# Start of Recorded data

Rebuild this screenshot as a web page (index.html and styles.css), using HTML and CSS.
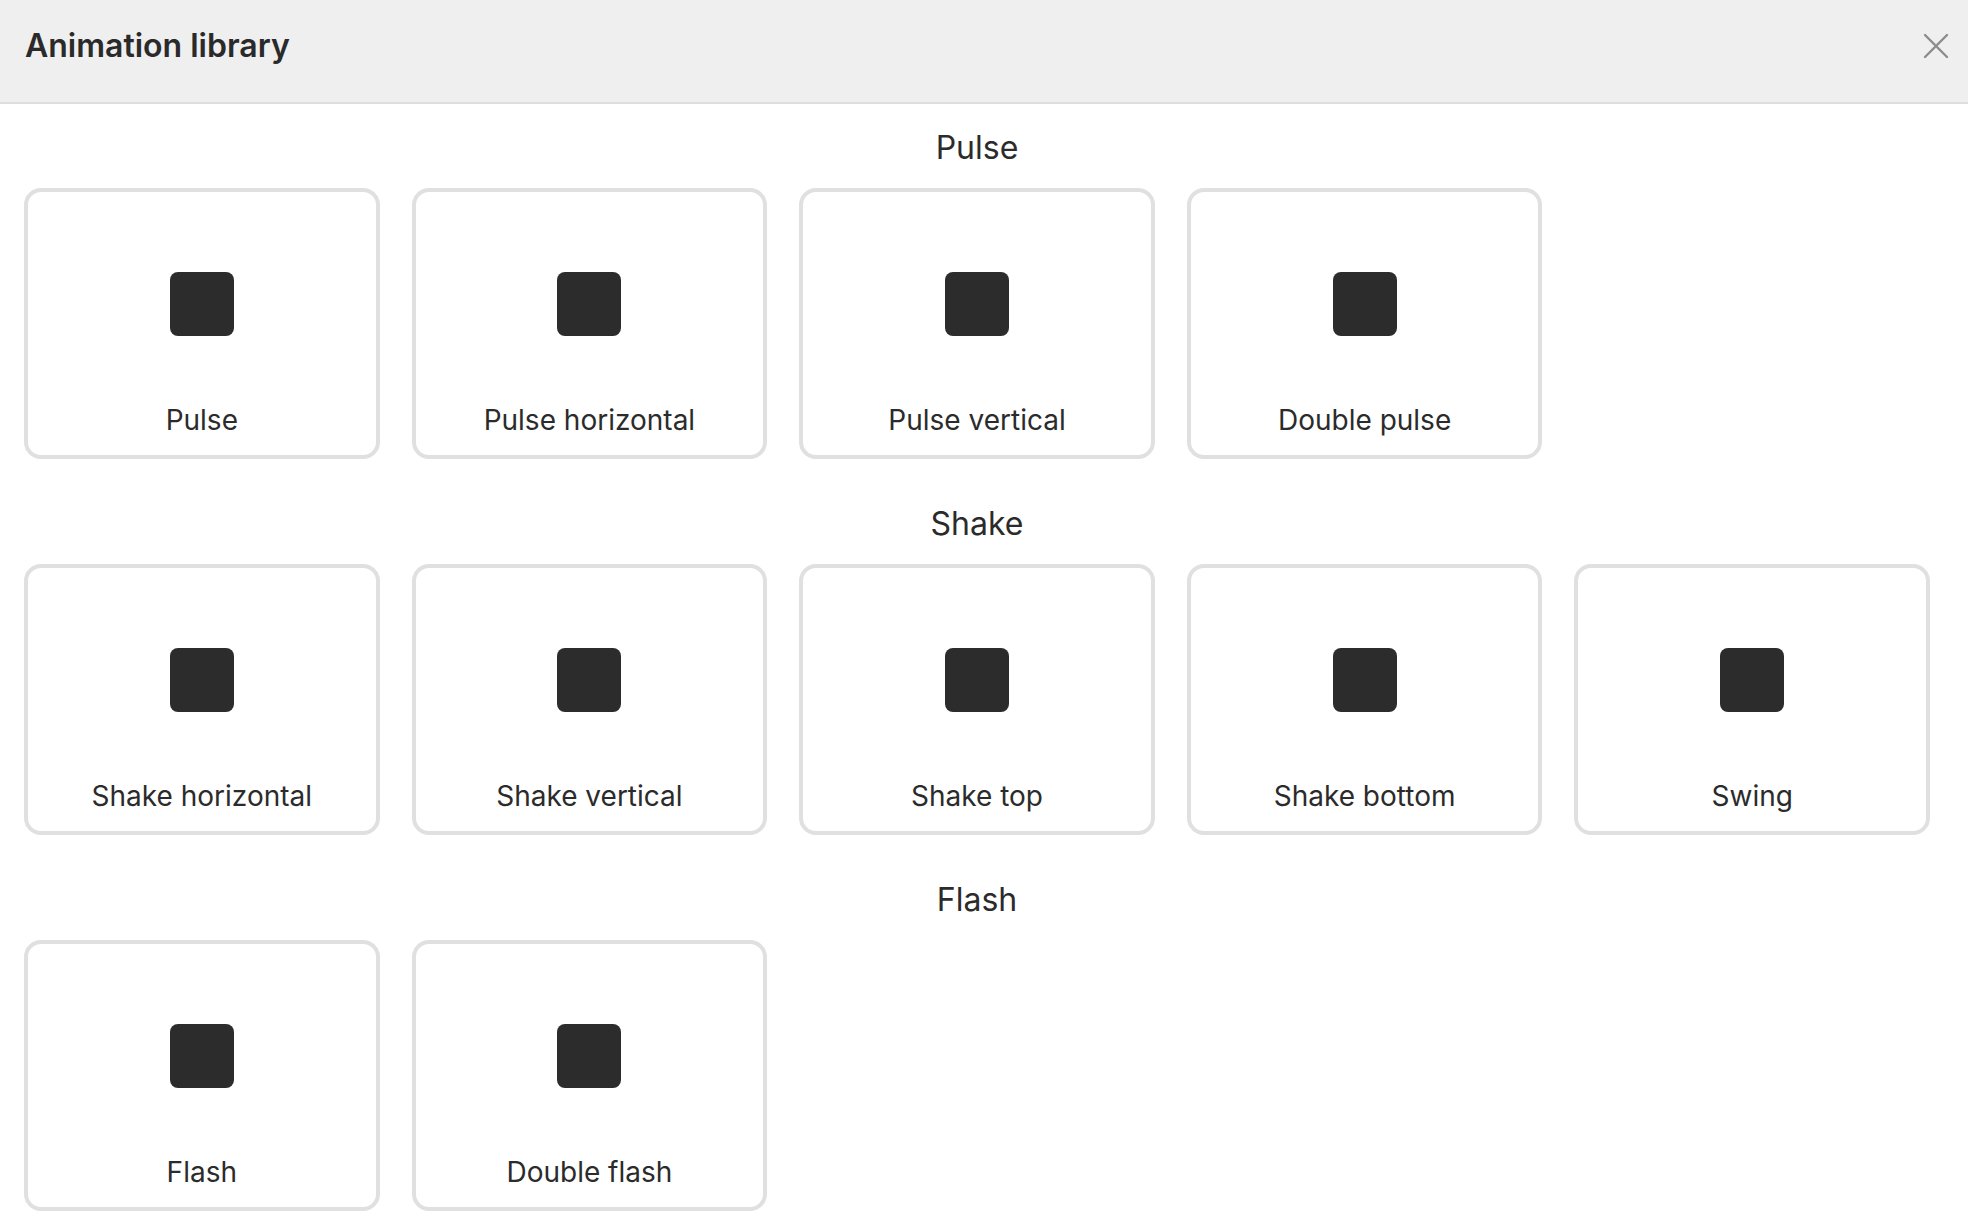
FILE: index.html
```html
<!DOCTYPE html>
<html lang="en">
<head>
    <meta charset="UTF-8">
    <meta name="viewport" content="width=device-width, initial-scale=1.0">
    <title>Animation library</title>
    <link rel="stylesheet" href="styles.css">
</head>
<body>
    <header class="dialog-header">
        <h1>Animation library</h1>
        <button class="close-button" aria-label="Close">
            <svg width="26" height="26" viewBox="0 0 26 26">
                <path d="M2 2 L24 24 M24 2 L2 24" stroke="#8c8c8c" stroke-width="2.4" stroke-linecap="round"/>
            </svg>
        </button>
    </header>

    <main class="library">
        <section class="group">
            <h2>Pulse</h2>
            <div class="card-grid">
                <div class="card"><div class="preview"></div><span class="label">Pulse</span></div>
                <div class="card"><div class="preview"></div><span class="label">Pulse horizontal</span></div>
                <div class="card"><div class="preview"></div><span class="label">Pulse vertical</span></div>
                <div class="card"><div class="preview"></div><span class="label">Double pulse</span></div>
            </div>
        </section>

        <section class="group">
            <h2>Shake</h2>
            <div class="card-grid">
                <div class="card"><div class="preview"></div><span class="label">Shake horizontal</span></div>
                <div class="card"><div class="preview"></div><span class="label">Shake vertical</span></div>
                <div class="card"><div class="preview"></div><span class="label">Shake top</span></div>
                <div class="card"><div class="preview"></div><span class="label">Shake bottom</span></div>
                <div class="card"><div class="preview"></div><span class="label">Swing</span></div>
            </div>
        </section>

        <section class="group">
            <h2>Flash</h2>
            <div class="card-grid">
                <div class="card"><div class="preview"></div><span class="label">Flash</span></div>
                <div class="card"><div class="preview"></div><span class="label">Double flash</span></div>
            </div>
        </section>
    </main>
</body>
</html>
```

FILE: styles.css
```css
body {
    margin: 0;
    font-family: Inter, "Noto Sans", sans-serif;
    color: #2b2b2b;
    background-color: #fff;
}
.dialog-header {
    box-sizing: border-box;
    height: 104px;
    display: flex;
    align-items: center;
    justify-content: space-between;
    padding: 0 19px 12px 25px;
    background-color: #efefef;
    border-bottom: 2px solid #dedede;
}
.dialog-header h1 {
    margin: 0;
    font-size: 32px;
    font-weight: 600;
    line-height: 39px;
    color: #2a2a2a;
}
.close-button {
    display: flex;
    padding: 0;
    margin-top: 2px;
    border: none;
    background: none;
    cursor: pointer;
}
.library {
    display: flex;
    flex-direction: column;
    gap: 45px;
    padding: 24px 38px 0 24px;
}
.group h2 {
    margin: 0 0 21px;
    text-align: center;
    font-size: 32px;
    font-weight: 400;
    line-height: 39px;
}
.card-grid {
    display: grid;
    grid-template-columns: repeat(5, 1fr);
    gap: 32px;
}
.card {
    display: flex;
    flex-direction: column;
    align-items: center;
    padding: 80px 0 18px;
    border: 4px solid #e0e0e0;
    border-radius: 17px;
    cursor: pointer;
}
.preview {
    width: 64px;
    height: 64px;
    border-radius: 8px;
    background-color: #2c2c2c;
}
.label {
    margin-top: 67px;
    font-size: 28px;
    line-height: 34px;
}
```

# End of Recorded data

• _Task to complete_
Identify each line containing the string "index" and copy it out.

• _In response_
Rebuild this screenshot as a web page (index.html and styles.css), using HTML and CSS.
FILE: index.html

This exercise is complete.